● **Work to be completed**
Show every line containing "React" by copying it.

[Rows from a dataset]
○ ○ ○

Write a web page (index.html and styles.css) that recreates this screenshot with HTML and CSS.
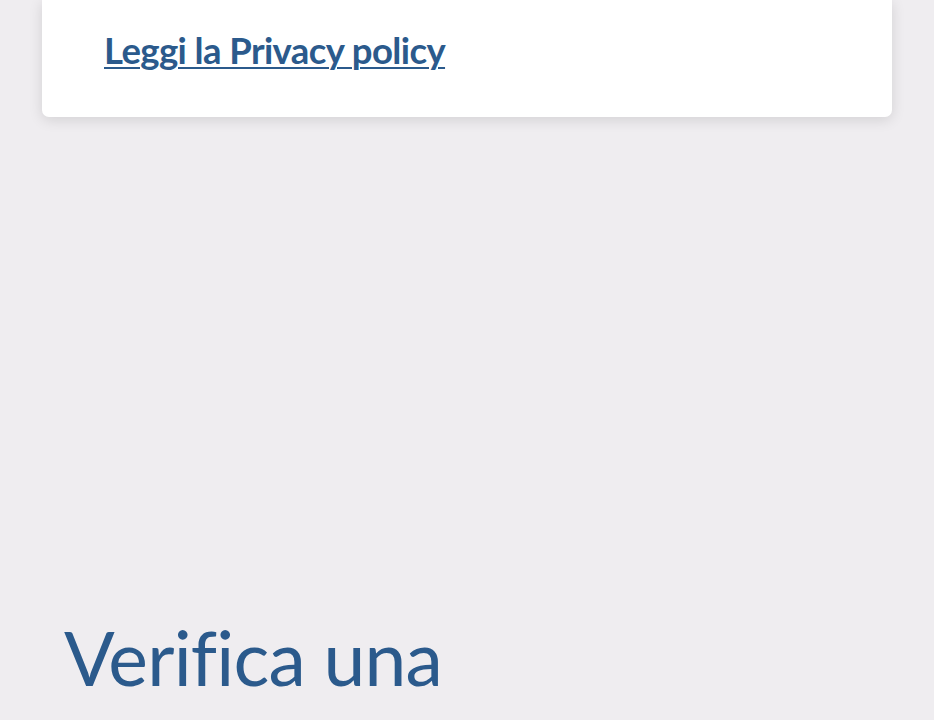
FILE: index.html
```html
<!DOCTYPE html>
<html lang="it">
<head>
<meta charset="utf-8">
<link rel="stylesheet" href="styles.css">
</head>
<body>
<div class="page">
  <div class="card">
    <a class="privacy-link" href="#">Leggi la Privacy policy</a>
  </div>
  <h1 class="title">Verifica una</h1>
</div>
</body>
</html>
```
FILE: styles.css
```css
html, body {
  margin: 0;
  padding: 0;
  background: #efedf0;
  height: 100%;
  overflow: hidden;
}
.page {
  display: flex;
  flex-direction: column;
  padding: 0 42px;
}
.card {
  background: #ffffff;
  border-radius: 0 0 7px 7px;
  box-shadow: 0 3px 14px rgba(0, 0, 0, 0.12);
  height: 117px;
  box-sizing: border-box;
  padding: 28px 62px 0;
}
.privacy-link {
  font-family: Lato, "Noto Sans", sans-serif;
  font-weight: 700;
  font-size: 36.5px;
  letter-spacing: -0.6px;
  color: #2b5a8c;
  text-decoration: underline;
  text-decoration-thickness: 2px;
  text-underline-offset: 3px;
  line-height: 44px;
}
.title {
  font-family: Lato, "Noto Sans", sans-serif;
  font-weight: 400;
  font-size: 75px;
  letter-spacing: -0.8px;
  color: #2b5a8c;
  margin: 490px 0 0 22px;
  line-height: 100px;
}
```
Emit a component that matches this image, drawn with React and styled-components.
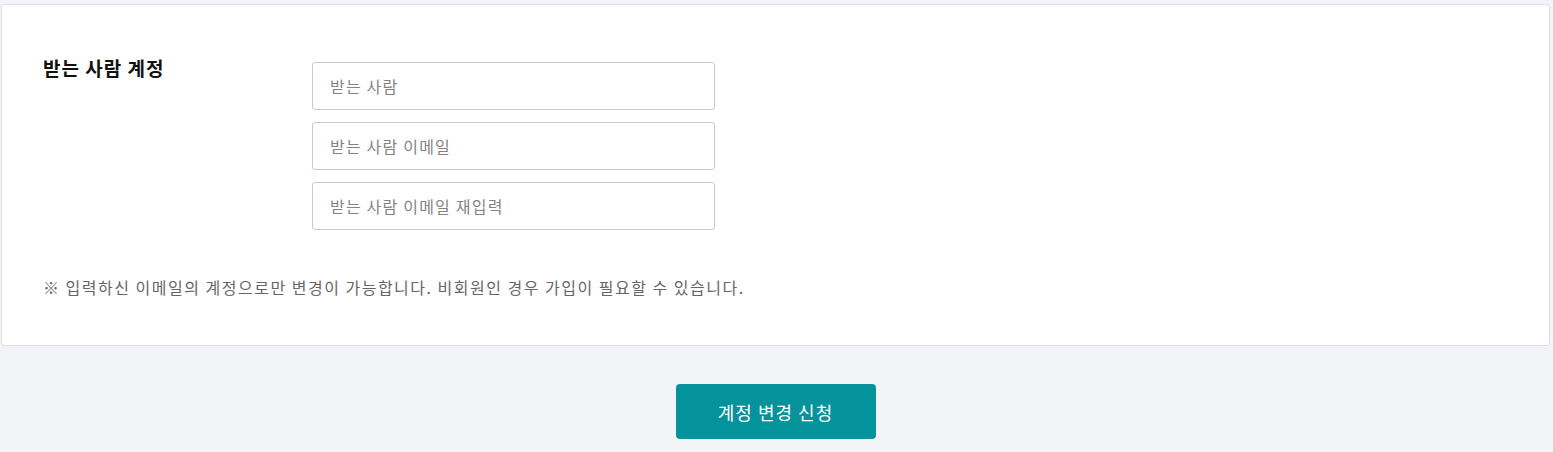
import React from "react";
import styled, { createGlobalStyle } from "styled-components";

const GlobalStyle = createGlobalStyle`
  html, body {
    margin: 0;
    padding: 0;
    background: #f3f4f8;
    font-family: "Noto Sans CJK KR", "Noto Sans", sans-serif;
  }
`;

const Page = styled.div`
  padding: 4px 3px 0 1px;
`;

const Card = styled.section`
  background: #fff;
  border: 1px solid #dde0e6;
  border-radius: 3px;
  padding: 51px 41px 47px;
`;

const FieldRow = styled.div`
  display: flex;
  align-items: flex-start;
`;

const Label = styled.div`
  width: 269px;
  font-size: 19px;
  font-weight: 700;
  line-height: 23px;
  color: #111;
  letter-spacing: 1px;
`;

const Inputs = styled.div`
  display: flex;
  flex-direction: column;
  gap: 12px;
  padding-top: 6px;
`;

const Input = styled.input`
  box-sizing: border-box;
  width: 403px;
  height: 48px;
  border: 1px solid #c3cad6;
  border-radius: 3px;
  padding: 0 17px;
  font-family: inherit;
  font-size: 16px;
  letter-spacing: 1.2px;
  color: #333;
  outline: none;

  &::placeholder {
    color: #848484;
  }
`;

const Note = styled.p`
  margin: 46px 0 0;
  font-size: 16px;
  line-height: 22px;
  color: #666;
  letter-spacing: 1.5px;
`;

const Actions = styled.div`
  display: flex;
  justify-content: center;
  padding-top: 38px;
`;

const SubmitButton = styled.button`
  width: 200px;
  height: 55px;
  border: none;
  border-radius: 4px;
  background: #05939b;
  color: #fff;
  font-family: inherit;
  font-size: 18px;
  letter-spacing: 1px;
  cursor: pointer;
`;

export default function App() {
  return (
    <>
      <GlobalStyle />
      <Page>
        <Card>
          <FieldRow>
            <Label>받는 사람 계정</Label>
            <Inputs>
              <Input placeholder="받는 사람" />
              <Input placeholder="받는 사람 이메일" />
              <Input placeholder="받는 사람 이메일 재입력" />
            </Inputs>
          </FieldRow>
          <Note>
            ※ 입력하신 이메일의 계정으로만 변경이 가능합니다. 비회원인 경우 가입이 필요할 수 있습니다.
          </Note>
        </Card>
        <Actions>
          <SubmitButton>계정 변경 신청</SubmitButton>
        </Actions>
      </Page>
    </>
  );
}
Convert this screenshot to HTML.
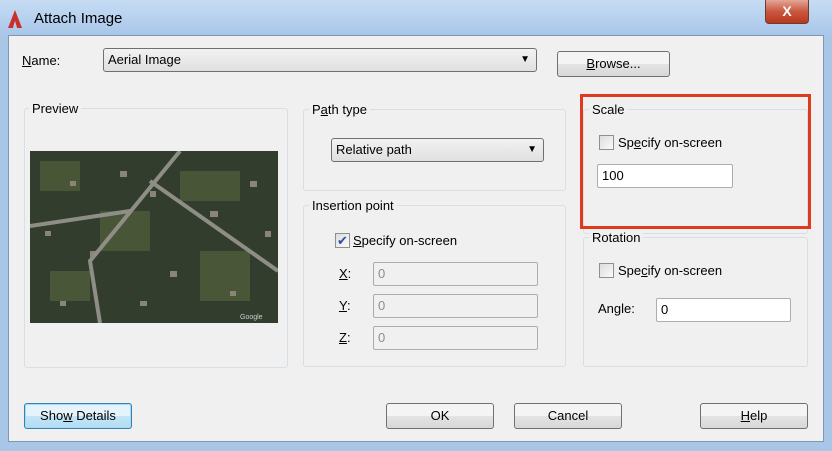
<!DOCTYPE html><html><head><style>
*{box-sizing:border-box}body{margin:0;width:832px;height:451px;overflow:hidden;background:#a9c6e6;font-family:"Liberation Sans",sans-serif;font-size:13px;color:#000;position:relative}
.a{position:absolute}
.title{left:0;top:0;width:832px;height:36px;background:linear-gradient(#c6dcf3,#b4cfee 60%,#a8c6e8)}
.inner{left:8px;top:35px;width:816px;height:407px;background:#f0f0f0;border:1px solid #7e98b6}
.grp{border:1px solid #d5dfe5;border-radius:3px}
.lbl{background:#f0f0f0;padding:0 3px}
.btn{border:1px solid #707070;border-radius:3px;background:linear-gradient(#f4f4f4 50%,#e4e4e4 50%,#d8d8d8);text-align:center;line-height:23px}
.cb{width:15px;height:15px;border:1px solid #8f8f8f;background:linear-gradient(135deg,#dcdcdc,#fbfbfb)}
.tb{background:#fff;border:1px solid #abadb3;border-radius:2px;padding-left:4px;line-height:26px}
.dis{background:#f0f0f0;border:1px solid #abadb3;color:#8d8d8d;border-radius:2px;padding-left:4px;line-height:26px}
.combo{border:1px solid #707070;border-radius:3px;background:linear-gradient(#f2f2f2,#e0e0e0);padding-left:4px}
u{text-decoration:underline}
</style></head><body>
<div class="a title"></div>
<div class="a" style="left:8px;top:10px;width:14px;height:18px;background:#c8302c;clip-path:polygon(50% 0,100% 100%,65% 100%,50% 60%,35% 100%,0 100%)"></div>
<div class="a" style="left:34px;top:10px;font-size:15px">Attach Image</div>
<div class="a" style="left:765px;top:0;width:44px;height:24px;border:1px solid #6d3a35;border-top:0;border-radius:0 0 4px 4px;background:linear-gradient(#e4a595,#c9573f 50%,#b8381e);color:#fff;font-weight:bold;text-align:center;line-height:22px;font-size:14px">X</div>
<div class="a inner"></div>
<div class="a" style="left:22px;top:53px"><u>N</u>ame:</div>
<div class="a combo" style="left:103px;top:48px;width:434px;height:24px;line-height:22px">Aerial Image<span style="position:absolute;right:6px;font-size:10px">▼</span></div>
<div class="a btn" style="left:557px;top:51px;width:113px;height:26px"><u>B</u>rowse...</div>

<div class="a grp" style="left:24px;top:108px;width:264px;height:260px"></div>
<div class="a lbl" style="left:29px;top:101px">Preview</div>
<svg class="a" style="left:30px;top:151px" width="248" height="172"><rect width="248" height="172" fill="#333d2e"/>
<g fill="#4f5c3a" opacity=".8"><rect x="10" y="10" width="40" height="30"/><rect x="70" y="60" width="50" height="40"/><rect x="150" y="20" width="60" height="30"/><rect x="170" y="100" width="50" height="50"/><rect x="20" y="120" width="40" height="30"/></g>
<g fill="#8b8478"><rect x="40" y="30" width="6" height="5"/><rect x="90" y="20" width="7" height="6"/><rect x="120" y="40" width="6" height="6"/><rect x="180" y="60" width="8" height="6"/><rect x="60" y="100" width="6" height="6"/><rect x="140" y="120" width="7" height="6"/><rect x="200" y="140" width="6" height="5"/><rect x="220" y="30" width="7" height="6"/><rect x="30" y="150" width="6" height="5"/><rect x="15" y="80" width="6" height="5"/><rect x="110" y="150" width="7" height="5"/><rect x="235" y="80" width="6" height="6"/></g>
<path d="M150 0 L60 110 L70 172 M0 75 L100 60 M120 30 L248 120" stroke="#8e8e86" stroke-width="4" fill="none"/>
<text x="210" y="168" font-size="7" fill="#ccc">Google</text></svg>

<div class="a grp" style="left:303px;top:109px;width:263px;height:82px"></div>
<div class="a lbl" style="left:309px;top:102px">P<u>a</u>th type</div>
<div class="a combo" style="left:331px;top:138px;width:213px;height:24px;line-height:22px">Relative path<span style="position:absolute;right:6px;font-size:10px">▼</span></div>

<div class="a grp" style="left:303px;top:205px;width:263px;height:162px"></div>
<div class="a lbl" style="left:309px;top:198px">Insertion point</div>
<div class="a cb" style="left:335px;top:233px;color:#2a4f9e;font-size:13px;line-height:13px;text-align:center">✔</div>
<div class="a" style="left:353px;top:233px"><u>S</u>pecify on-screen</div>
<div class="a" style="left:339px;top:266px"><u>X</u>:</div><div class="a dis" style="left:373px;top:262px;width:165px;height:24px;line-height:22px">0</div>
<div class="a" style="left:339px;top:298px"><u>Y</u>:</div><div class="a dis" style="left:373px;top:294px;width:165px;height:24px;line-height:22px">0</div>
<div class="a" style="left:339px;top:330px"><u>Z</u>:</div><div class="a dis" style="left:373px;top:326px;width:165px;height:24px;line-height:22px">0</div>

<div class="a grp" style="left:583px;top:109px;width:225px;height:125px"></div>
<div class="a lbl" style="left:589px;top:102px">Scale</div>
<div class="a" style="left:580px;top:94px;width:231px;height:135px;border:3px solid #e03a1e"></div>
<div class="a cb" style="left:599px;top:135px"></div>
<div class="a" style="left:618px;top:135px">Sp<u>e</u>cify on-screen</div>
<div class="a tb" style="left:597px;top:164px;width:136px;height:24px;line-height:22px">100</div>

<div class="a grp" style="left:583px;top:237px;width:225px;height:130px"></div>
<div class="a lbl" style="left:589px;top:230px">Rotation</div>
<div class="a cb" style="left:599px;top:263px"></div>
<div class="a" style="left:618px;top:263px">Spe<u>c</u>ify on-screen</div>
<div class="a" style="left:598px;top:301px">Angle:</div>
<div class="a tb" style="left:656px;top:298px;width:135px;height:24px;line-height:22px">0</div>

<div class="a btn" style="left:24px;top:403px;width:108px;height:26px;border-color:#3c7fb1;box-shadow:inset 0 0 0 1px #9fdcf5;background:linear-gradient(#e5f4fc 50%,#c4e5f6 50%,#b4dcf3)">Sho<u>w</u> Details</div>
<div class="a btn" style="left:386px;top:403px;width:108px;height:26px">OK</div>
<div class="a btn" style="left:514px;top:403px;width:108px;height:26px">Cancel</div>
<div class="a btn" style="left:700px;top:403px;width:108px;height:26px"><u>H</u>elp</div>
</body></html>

○ ○ ○

● **Final answer**
Emit a component that matches this image, drawn with React and styled-components.
import React from "react";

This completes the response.